• **Data excerpt**
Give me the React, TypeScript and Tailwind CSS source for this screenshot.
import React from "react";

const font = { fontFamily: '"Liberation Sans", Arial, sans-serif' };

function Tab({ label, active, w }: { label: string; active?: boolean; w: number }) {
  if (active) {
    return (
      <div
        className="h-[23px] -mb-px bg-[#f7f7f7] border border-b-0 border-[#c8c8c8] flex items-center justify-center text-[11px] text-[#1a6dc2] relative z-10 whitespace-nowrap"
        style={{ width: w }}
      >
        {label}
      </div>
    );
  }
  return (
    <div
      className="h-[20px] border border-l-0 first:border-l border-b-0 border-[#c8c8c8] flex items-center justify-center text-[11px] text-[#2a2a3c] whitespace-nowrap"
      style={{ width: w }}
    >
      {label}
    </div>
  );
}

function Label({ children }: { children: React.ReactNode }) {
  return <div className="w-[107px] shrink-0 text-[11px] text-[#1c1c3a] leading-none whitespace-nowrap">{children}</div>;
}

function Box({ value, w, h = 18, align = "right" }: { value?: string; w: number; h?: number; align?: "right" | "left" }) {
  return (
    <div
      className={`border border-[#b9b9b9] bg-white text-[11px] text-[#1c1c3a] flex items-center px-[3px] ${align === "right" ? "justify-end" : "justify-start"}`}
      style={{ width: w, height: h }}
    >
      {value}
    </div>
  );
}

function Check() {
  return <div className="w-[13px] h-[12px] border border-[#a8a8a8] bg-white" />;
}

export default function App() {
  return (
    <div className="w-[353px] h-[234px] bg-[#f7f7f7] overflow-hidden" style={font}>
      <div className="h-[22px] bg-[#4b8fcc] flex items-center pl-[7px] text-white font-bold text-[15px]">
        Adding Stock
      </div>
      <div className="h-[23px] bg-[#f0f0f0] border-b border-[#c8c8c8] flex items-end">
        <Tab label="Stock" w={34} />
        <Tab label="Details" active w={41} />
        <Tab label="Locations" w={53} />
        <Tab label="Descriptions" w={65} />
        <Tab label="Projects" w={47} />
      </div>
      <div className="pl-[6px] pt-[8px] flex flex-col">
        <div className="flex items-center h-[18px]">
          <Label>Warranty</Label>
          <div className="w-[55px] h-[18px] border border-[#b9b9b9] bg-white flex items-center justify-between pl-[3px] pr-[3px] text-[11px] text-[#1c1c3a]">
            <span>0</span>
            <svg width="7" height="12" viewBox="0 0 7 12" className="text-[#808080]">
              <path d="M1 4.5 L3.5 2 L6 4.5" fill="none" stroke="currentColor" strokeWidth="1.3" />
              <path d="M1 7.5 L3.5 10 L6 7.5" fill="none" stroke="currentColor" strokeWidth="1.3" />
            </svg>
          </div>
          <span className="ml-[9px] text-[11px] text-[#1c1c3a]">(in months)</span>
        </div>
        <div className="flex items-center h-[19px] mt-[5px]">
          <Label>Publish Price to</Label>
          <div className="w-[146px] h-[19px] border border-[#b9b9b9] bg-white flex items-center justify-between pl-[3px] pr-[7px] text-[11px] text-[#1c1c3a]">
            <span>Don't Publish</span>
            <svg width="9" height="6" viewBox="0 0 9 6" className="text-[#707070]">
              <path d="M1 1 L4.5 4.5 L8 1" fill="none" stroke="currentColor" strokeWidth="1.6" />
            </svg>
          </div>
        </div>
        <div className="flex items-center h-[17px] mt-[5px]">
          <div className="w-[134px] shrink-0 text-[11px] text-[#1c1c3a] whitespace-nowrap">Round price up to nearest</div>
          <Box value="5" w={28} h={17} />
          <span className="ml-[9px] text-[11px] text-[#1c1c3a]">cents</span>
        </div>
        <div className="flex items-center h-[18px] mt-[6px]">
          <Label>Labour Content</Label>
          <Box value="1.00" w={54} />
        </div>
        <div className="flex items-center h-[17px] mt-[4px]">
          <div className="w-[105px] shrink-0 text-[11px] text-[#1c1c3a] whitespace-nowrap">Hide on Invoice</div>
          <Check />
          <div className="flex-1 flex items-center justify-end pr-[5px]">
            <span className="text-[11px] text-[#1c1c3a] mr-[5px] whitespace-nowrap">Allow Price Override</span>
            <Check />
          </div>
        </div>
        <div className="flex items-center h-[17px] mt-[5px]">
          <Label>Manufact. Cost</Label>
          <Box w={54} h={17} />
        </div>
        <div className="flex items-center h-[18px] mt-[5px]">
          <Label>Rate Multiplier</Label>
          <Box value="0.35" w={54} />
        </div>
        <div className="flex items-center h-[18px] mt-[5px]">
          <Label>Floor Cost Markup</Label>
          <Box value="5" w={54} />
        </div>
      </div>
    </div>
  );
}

• **Given instruction**
Repeat the material from above exactly, word for word.

• **The result**
Give me the React, TypeScript and Tailwind CSS source for this screenshot.
import React from "react";

const font = { fontFamily: '"Liberation Sans", Arial, sans-serif' };

function Tab({ label, active, w }: { label: string; active?: boolean; w: number }) {
  if (active) {
    return (
      <div
        className="h-[23px] -mb-px bg-[#f7f7f7] border border-b-0 border-[#c8c8c8] flex items-center justify-center text-[11px] text-[#1a6dc2] relative z-10 whitespace-nowrap"
        style={{ width: w }}
      >
        {label}
      </div>
    );
  }
  return (
    <div
      className="h-[20px] border border-l-0 first:border-l border-b-0 border-[#c8c8c8] flex items-center justify-center text-[11px] text-[#2a2a3c] whitespace-nowrap"
      style={{ width: w }}
    >
      {label}
    </div>
  );
}

function Label({ children }: { children: React.ReactNode }) {
  return <div className="w-[107px] shrink-0 text-[11px] text-[#1c1c3a] leading-none whitespace-nowrap">{children}</div>;
}

function Box({ value, w, h = 18, align = "right" }: { value?: string; w: number; h?: number; align?: "right" | "left" }) {
  return (
    <div
      className={`border border-[#b9b9b9] bg-white text-[11px] text-[#1c1c3a] flex items-center px-[3px] ${align === "right" ? "justify-end" : "justify-start"}`}
      style={{ width: w, height: h }}
    >
      {value}
    </div>
  );
}

function Check() {
  return <div className="w-[13px] h-[12px] border border-[#a8a8a8] bg-white" />;
}

export default function App() {
  return (
    <div className="w-[353px] h-[234px] bg-[#f7f7f7] overflow-hidden" style={font}>
      <div className="h-[22px] bg-[#4b8fcc] flex items-center pl-[7px] text-white font-bold text-[15px]">
        Adding Stock
      </div>
      <div className="h-[23px] bg-[#f0f0f0] border-b border-[#c8c8c8] flex items-end">
        <Tab label="Stock" w={34} />
        <Tab label="Details" active w={41} />
        <Tab label="Locations" w={53} />
        <Tab label="Descriptions" w={65} />
        <Tab label="Projects" w={47} />
      </div>
      <div className="pl-[6px] pt-[8px] flex flex-col">
        <div className="flex items-center h-[18px]">
          <Label>Warranty</Label>
          <div className="w-[55px] h-[18px] border border-[#b9b9b9] bg-white flex items-center justify-between pl-[3px] pr-[3px] text-[11px] text-[#1c1c3a]">
            <span>0</span>
            <svg width="7" height="12" viewBox="0 0 7 12" className="text-[#808080]">
              <path d="M1 4.5 L3.5 2 L6 4.5" fill="none" stroke="currentColor" strokeWidth="1.3" />
              <path d="M1 7.5 L3.5 10 L6 7.5" fill="none" stroke="currentColor" strokeWidth="1.3" />
            </svg>
          </div>
          <span className="ml-[9px] text-[11px] text-[#1c1c3a]">(in months)</span>
        </div>
        <div className="flex items-center h-[19px] mt-[5px]">
          <Label>Publish Price to</Label>
          <div className="w-[146px] h-[19px] border border-[#b9b9b9] bg-white flex items-center justify-between pl-[3px] pr-[7px] text-[11px] text-[#1c1c3a]">
            <span>Don't Publish</span>
            <svg width="9" height="6" viewBox="0 0 9 6" className="text-[#707070]">
              <path d="M1 1 L4.5 4.5 L8 1" fill="none" stroke="currentColor" strokeWidth="1.6" />
            </svg>
          </div>
        </div>
        <div className="flex items-center h-[17px] mt-[5px]">
          <div className="w-[134px] shrink-0 text-[11px] text-[#1c1c3a] whitespace-nowrap">Round price up to nearest</div>
          <Box value="5" w={28} h={17} />
          <span className="ml-[9px] text-[11px] text-[#1c1c3a]">cents</span>
        </div>
        <div className="flex items-center h-[18px] mt-[6px]">
          <Label>Labour Content</Label>
          <Box value="1.00" w={54} />
        </div>
        <div className="flex items-center h-[17px] mt-[4px]">
          <div className="w-[105px] shrink-0 text-[11px] text-[#1c1c3a] whitespace-nowrap">Hide on Invoice</div>
          <Check />
          <div className="flex-1 flex items-center justify-end pr-[5px]">
            <span className="text-[11px] text-[#1c1c3a] mr-[5px] whitespace-nowrap">Allow Price Override</span>
            <Check />
          </div>
        </div>
        <div className="flex items-center h-[17px] mt-[5px]">
          <Label>Manufact. Cost</Label>
          <Box w={54} h={17} />
        </div>
        <div className="flex items-center h-[18px] mt-[5px]">
          <Label>Rate Multiplier</Label>
          <Box value="0.35" w={54} />
        </div>
        <div className="flex items-center h-[18px] mt-[5px]">
          <Label>Floor Cost Markup</Label>
          <Box value="5" w={54} />
        </div>
      </div>
    </div>
  );
}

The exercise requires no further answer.